== WHAT THE TASK ASKS ==
Some lines in the records below may hold the word "Write"; give the number of those lines and nothing else.

== SOURCE DATA ==
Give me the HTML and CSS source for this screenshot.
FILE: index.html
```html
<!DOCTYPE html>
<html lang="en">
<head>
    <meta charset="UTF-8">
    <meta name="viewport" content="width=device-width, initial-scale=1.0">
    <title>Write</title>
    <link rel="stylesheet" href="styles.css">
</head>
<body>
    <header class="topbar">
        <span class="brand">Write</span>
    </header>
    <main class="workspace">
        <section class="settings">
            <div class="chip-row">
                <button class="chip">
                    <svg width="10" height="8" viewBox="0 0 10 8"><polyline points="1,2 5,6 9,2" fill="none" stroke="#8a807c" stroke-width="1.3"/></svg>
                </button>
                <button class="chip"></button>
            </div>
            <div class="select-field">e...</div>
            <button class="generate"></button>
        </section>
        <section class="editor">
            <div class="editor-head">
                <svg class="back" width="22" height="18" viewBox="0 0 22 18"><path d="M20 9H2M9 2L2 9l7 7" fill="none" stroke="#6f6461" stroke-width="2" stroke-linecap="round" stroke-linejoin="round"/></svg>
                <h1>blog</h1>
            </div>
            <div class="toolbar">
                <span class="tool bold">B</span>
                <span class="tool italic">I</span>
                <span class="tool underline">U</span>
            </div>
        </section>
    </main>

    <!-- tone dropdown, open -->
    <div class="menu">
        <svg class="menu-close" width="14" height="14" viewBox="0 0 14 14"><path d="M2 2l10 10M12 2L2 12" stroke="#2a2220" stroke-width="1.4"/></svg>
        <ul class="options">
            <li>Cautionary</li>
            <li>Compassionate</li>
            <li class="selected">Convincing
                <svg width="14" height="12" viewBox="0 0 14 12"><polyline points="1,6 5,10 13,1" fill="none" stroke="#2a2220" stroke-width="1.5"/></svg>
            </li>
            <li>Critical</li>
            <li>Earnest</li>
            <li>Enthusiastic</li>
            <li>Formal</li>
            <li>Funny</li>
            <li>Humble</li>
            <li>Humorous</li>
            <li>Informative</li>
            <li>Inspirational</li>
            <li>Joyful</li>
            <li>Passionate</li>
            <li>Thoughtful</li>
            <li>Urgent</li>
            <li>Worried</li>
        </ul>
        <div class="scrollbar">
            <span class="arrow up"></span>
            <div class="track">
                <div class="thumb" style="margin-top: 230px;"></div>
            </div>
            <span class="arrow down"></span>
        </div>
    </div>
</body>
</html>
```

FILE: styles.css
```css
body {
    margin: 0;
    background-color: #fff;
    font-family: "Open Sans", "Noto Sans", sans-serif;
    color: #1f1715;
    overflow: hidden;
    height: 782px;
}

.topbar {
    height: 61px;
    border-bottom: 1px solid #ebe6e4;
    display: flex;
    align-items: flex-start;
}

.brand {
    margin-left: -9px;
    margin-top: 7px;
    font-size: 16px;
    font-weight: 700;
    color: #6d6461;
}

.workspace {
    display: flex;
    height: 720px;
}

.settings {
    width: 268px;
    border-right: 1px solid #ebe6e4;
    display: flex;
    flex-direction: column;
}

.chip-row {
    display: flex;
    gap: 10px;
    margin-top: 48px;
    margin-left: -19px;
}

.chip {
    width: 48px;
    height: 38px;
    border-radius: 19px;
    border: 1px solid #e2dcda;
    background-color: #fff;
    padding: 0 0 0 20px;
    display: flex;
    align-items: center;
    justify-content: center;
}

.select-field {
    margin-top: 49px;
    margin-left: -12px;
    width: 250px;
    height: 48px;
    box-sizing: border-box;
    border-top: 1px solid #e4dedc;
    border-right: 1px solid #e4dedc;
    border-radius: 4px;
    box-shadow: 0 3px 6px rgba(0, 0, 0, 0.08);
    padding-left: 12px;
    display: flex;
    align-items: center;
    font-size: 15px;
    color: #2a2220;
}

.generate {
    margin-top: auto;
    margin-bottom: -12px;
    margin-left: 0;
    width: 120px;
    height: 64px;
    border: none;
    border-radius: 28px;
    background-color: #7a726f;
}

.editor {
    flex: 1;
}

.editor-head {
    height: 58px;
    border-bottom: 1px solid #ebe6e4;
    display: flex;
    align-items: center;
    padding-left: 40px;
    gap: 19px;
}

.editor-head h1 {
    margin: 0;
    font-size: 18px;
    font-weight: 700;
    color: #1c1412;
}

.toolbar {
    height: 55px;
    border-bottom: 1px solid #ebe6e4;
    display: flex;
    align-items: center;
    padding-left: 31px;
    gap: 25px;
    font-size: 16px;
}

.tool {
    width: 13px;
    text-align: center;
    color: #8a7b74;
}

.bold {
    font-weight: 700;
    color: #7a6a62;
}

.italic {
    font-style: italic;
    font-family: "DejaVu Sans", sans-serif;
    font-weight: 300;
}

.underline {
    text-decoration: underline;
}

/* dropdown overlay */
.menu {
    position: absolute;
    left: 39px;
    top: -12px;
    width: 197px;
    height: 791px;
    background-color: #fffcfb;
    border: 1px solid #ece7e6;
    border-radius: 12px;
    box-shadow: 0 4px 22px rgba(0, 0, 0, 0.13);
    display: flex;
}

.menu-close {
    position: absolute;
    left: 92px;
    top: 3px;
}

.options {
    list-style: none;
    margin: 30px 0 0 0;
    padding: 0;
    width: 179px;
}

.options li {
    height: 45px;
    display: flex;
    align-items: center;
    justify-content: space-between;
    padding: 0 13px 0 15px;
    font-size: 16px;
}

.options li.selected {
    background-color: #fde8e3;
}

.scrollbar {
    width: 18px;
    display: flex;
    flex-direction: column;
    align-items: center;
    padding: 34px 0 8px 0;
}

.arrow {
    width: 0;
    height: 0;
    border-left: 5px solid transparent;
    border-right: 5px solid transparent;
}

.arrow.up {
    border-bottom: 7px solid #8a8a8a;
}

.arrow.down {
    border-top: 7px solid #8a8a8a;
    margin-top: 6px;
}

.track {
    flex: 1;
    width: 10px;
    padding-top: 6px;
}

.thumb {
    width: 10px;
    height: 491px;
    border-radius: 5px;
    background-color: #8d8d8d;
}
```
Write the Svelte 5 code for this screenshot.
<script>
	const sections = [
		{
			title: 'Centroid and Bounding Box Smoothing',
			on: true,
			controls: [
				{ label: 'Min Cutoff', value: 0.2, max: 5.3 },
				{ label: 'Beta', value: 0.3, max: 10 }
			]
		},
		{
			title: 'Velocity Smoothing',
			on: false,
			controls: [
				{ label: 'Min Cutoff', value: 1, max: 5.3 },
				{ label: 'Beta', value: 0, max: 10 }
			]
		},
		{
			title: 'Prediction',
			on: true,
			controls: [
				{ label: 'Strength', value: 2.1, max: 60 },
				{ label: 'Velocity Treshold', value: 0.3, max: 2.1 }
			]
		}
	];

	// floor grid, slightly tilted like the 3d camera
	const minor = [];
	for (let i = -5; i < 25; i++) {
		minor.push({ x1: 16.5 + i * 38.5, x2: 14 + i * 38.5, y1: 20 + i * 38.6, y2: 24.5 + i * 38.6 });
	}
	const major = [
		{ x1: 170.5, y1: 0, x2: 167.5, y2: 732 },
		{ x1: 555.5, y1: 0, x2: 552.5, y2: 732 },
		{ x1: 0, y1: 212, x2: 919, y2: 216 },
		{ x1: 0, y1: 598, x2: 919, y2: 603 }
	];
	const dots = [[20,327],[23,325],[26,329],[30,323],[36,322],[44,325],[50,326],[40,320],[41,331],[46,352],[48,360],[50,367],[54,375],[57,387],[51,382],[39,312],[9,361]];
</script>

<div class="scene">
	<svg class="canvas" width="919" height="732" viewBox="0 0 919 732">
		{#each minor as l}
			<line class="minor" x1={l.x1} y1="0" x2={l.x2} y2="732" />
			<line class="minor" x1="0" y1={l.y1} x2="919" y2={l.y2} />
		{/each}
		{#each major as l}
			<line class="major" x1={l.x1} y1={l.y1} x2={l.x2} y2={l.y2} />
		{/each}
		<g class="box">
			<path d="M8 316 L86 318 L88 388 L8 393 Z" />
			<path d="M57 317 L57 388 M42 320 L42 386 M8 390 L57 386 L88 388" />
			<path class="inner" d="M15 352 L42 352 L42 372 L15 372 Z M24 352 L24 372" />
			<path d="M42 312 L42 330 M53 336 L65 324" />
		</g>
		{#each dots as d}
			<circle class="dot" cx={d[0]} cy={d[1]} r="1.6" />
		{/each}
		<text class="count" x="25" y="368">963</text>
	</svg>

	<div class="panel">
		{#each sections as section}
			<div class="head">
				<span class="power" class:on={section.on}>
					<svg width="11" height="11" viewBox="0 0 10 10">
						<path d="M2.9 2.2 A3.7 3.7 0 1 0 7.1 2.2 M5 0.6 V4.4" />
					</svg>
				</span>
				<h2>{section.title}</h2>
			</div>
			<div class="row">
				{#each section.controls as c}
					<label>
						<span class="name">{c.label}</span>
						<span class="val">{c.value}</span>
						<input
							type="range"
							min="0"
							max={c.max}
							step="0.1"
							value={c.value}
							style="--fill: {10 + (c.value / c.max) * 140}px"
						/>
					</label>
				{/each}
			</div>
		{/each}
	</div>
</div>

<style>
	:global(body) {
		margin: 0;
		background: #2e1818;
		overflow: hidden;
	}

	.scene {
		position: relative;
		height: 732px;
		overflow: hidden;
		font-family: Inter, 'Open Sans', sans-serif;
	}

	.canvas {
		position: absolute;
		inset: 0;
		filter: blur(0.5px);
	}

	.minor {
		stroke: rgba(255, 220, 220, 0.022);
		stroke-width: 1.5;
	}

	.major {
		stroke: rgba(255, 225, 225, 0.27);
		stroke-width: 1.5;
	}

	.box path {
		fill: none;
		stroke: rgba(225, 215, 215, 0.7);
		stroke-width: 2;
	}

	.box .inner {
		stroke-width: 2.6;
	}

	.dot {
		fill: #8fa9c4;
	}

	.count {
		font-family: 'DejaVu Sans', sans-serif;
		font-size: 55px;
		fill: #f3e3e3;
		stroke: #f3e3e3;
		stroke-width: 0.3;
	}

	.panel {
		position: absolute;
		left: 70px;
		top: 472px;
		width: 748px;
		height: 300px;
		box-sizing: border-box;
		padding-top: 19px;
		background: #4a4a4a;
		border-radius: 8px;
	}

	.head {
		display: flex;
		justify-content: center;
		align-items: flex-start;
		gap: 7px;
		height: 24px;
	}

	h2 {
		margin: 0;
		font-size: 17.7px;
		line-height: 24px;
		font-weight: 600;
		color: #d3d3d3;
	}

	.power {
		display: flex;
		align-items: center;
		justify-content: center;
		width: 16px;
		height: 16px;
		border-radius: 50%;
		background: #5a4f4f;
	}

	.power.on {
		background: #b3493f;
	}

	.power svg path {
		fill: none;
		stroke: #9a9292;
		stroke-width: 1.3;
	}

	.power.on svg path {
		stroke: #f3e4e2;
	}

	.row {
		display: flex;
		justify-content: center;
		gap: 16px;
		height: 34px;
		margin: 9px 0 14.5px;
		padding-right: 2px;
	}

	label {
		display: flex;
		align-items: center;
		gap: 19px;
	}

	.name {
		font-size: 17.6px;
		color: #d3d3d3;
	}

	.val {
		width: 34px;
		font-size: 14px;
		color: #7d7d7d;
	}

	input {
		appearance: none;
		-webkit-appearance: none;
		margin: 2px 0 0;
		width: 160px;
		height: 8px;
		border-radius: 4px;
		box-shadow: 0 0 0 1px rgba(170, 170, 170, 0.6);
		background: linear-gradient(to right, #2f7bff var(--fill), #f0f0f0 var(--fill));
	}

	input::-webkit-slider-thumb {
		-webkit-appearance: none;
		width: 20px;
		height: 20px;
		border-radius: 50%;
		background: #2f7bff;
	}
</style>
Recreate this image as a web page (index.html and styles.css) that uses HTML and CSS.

== IN RESPONSE ==
3